Muito tempo depois fui conhecer o haicai, isso foi aos 22 anos, quando o Paulo [Leminski] me apresentou essa forma de poesia. Eu fiquei besta, porque já fazia poemas curtos sobre a natureza, não dentro das regras nipônicas nem permeados por aqueles elementos estilísticos específicos, mas o curioso é que eu já tinha essa inclinação.
O embrião estava lá, mas eu só me dei conta mesmo quando o Paulo me apresentou. Foi engraçado quando eu mostrei a ele os poemas e ele disse: “Nossa, você faz haicai!”. E eu pensando: “Não faço a menor ideia do que é haicai!”. Mas foi aí que eu entrei de cabeça e isso acabou se transformando numa feliz coincidência.
Verso e música
O mesmo se deu em relação à música. Acho que a letrista em mim nasceu por causa do rock, foi na minha geração que a coisa estourou. Por curtir, eu ficava tentando traduzir as canções e quando meu inglês não dava conta eu inventava. Mas fazia isso considerando os elementos característicos de uma letra musical, eu inventava dentro da métrica, com a rima, com a tônica certa. De modo que, inconscientemente, já estava praticando o ofício de letrista desde aquela época. Só não tinha dimensão daquilo.
E é justamente por isso que eu faço questão de distinguir muito bem a letra musical de um poema. São manifestações artísticas diferentes. No meu processo de criação, percebo que a letra é mais provocada, ou por parceiros que me dão a música para pôr letra ou por circunstância mesmo de estar junto a eles. É uma coisa muitas vezes feita a dois. Então tem uma provocação que vem de fora.
“(...) nunca consegui parar de escrever, escrevia meu diário como todo mundo, só que entre aquelas memórias da adolescência já esboçava uns poemas. No fundo, todo mundo faz isso, mas aquele que é escritor, mesmo, continua e não para nunca”
Já o haicai é um estado muito especial de desapego de mim mesma, um exercício de distanciamento para fazer parte do todo. Percebo que a poesia, por fim, é o que dá muito mais trabalho, um trabalho de leitura, um trabalho intenso de tentar uma universalidade cada vez maior, de expressar o que interessa ao maior número de pessoas.
Aliás, acredito que essa é a mais sofrida das criações, não pelo momento do fazer poético em si, mas por tudo que está por trás de um poema finalizado. Às vezes passo anos gestando um poema até que ele nasça. De um modo geral, eu tenho uma relação muito intensa com as palavras, eu as vejo, não apenas ouço. Alguém fala uma coisa e eu já estou jogando com elas, fazendo trocadilhos, vendo as aliterações que têm ali dentro. Vejo as palavras e penso que esse ensinamento me foi dado pela poesia.

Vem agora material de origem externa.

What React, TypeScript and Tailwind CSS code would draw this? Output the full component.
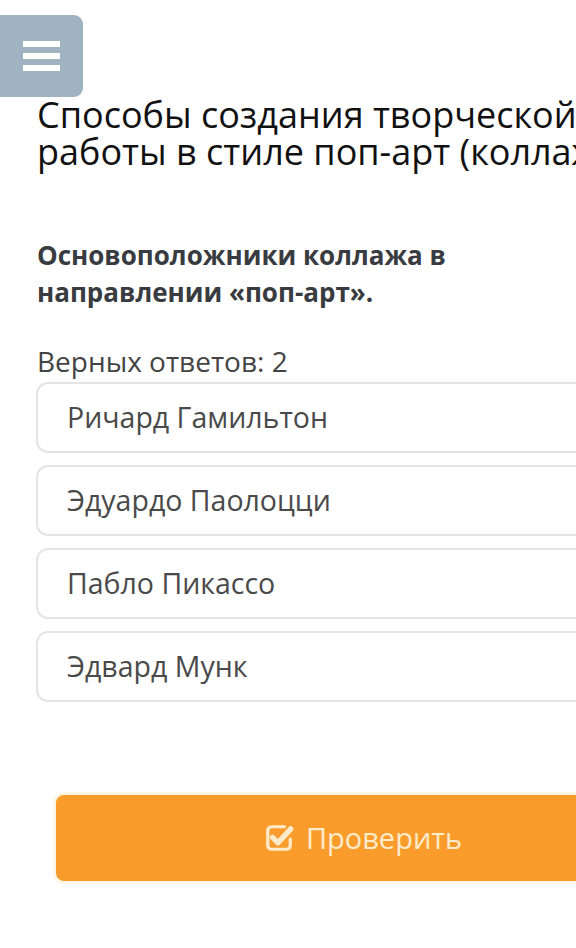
import React from 'react';

const answers = ['Ричард Гамильтон', 'Эдуардо Паолоцци', 'Пабло Пикассо', 'Эдвард Мунк'];

function CheckSquareIcon() {
  return (
    <svg width="30" height="30" viewBox="0 0 28 28" fill="none" className="shrink-0">
      <path
        d="M19 3.5H7A3.5 3.5 0 0 0 3.5 7v14A3.5 3.5 0 0 0 7 24.5h14a3.5 3.5 0 0 0 3.5-3.5v-6"
        stroke="currentColor"
        strokeWidth="3"
        strokeLinecap="round"
      />
      <path d="M8 13.5l5 5L25 5.5" stroke="currentColor" strokeWidth="5" strokeLinecap="round" strokeLinejoin="round" />
    </svg>
  );
}

export default function App() {
  return (
    <div className="w-[576px] h-[948px] overflow-hidden bg-white font-['Open_Sans',sans-serif]">
      <div className="w-[700px]">
        <button className="mt-[15px] w-[83px] h-[82px] rounded-r-[9px] bg-[#a0b3c1] flex flex-col items-center justify-center gap-[6px]">
          <span className="block w-[37px] h-[6px] bg-white" />
          <span className="block w-[37px] h-[6px] bg-white" />
          <span className="block w-[37px] h-[6px] bg-white" />
        </button>

        <h1 className="-mt-[1px] pl-[37px] text-[36px] leading-[37px] text-[#111] whitespace-nowrap">
          Способы создания творческой
          <br />
          работы в стиле поп-арт (коллаж)
        </h1>

        <div className="mt-[67px] pl-[37px] pr-[230px] text-[26px] leading-[37px] font-bold text-[#383b40]">
          Основоположники коллажа в
          <br />
          направлении «поп-арт».
        </div>

        <div className="mt-[32px] pl-[37px] text-[28px] leading-[37px] text-[#444]">Верных ответов: 2</div>

        <div className="mt-[2px] pl-[36px] flex flex-col gap-[12px]">
          {answers.map(a => (
            <div
              key={a}
              className="h-[71px] w-[640px] border-2 border-[#e4e4e4] rounded-[12px] flex items-center pl-[29px] text-[28.5px] text-[#4a4a4a]"
            >
              {a}
            </div>
          ))}
        </div>

        <div className="mt-[93px] pl-[56px]">
          <button className="w-[614px] h-[86px] rounded-[8px] bg-[#fa9c2b] shadow-[0_0_0_3px_#fff6e8] flex items-center justify-center gap-[12px] text-[#fdebcc] text-[29px]">
            <CheckSquareIcon />
            Проверить
          </button>
        </div>
      </div>
    </div>
  );
}
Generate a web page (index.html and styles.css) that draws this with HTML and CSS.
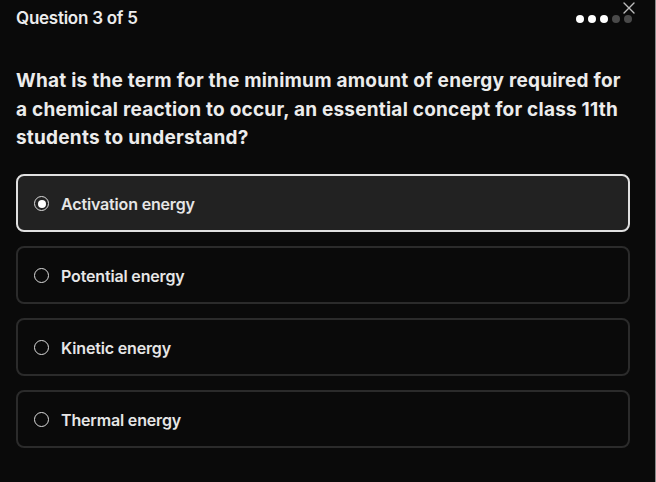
FILE: index.html
```html
<!DOCTYPE html>
<html>
<head>
<meta charset="utf-8">
<link rel="stylesheet" href="styles.css">
</head>
<body>
<div class="panel">
  <header class="top">
    <span class="counter">Question 3 of 5</span>
    <div class="dots">
      <span class="dot on"></span><span class="dot on"></span><span class="dot on"></span><span class="dot"></span><span class="dot"></span>
    </div>
    <button class="close" aria-label="Close">
      <svg width="12" height="12" viewBox="0 0 12 12"><path d="M1 1L11 11M11 1L1 11" stroke="#bdbdbd" stroke-width="1.4" stroke-linecap="round"/></svg>
    </button>
  </header>
  <h2 class="question">What is the term for the minimum amount of energy required for a chemical reaction to occur, an essential concept for class 11th students to understand?</h2>
  <div class="options">
    <label class="option selected"><span class="radio"></span><span class="label">Activation energy</span></label>
    <label class="option"><span class="radio"></span><span class="label">Potential energy</span></label>
    <label class="option"><span class="radio"></span><span class="label">Kinetic energy</span></label>
    <label class="option"><span class="radio"></span><span class="label">Thermal energy</span></label>
  </div>
</div>
</body>
</html>
```
FILE: styles.css
```css
* { box-sizing: border-box; }
html, body { margin: 0; padding: 0; background: #0a0a0a; }
body { font-family: Inter, "Noto Sans", sans-serif; color: #ececec; }
.panel {
  width: 656px;
  height: 482px;
  border-right: 1px solid #8a8a8a;
  margin-right: 1px;
  padding: 0 24px 0 16px;
  position: relative;
}
.top {
  display: flex;
  align-items: center;
  justify-content: space-between;
  height: 36px;
}
.counter {
  font-size: 17px;
  font-weight: 600;
  letter-spacing: -0.015em;
  color: #ededed;
}
.dots { display: flex; gap: 4px; margin-right: -1px; padding-top: 1px; }
.dot { width: 8px; height: 8px; border-radius: 50%; background: #4a4a4a; }
.dot.on { background: #ffffff; }
.close {
  position: absolute;
  top: 2px;
  right: 20px;
  background: none;
  border: 0;
  padding: 0;
  width: 12px;
  height: 12px;
  display: flex;
}
.question {
  margin: 31px 0 0;
  max-width: 610px;
  font-size: 19px;
  font-weight: 700;
  line-height: 28.5px;
  letter-spacing: 0.012em;
  color: #ececec;
}
.options {
  margin-top: 21px;
  display: flex;
  flex-direction: column;
  gap: 14px;
  width: 614px;
}
.option {
  display: flex;
  align-items: center;
  gap: 12px;
  height: 58px;
  padding: 2px 16px 0;
  border: 2px solid #2b2b2b;
  border-radius: 8px;
  background: #0a0a0a;
}
.option.selected {
  border-color: #e0e0e0;
  background: #222222;
}
.radio {
  width: 15px;
  height: 15px;
  border-radius: 50%;
  border: 1.5px solid #dcdcdc;
  display: flex;
  align-items: center;
  justify-content: center;
  flex: none;
}
.option.selected .radio::after {
  content: "";
  width: 8px;
  height: 8px;
  border-radius: 50%;
  background: #ffffff;
}
.label {
  font-size: 16px;
  font-weight: 600;
  letter-spacing: -0.01em;
  color: #e6e6e6;
}
```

Penso que das artes a que tem menos status é a literatura, porque ela lida com menos dinheiro. O cinema trabalha com ?várias linguagens, as artes plásticas se revelam nas exposições, o músico tem o palco como espaço de expressão. Já a literatura é um universo menos glamouroso e, consequentemente, tem menos status.
Ocorre justamente que, dentro da literatura, o mais pobre dos gêneros é a poesia. Tanto que circula a lenda de que ela não vende. Isso não é verdade. Mas admito que talvez ela venda menos do que prosa, porque a prosa é mais digerível. Em seu ofício o poeta geralmente mexe com questões tão íntimas e pessoais que é quase como fazer terapia sem terapeuta. De modo que quem não está muito disposto ou quem vê literatura como entretenimento definitivamente não vai escolher poesia.
E nesse contexto é interessante observar como dentro da poesia a mais pobre de todas as formas é o haicai, porque nem é ocidental. Somado a isso, seu tema, a natureza, também é de uma simplicidade tocante e difícil de atingir. É uma forma para a qual ainda não há muita alfabetização no Ocidente. Mas, ao mesmo tempo, é impressionante o número de pessoas que praticam haicai no Brasil.
Independentemente do status que ele ocupe no contexto literário, quando penso em minha arte não a vejo com a preocupação de ocupar um espaço na cultura. Eu faço poesia porque ela quer que eu faça, porque ela manda em mim. E eu obedeço. Eu sou apenas um instrumento dela.